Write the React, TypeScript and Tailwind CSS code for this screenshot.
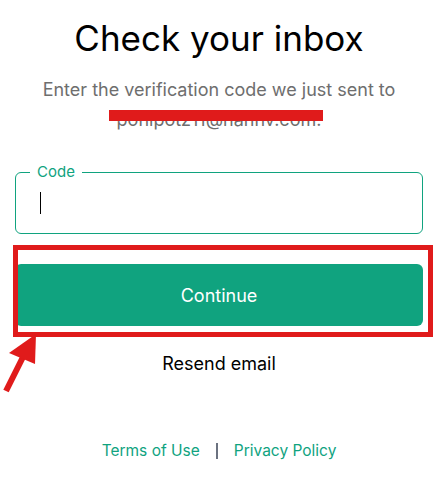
export default function App() {
  return (
    <div className="relative h-[483px] w-[448px] overflow-hidden bg-white font-['Inter',sans-serif]">
      <div className="flex flex-col items-center pl-[15px] pr-[25px] pt-[18px]">
        <h1 className="text-[35px] leading-[40px] font-normal text-black">
          Check your inbox
        </h1>
        <p className="mt-[17px] text-center text-[18px] leading-[30px] text-[#6e6e6e]">
          Enter the verification code we just sent to
          <br />
          ponipotz11@nahhv.com.
        </p>

        {/* Code field */}
        <div className="relative mt-[37px] h-[62px] w-full rounded-[6px] border border-[#10a37f]">
          <span className="absolute left-[14px] top-[-9px] bg-white px-[7px] text-[15px] leading-[16px] text-[#10a37f]">
            Code
          </span>
          <div className="flex h-full items-center pl-[24px]">
            <span className="block h-[22px] w-[1px] bg-black" />
          </div>
        </div>

        <button className="mt-[30px] h-[62px] w-full rounded-[6px] bg-[#10a37f] text-[18px] text-white">
          Continue
        </button>

        <div className="mt-[26px] text-[18px] leading-[24px] text-black">Resend email</div>

        <div className="mt-[63px] flex items-center text-[15.5px] leading-[24px] text-[#10a37f]">
          <span>Terms of Use</span>
          <span className="mx-[16px] h-[16px] w-[2px] bg-[#6b7280]" />
          <span>Privacy Policy</span>
        </div>
      </div>

      {/* annotations */}
      <div className="absolute left-[109px] top-[110px] h-[11px] w-[214px] bg-[#e01b1b]" />
      <div className="absolute left-[13px] top-[245px] h-[92px] w-[420px] border-[5px] border-[#e01b1b]" />
      <svg className="absolute left-0 top-[320px]" width="60" height="90" viewBox="0 320 60 90">
        <line x1="6" y1="391" x2="24" y2="355" stroke="#e01b1b" strokeWidth="6" />
        <polygon points="9,353 36,334 35,364" fill="#e01b1b" />
      </svg>
    </div>
  );
}
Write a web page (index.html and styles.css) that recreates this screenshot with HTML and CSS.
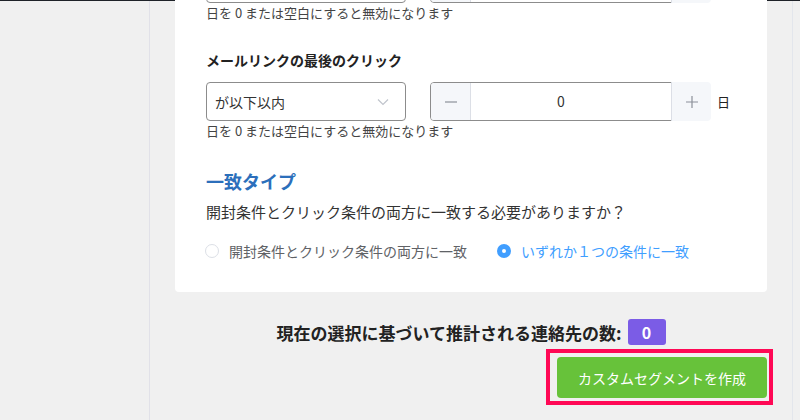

* * * * * * *

▶ _STATED GOAL_:
Only lines with the word "screenshot" are wanted, so copy each one from the records.

▶ _COMPLETED TASK_:
Write the React, TypeScript and Tailwind CSS code for this screenshot.
Write a web page (index.html and styles.css) that recreates this screenshot with HTML and CSS.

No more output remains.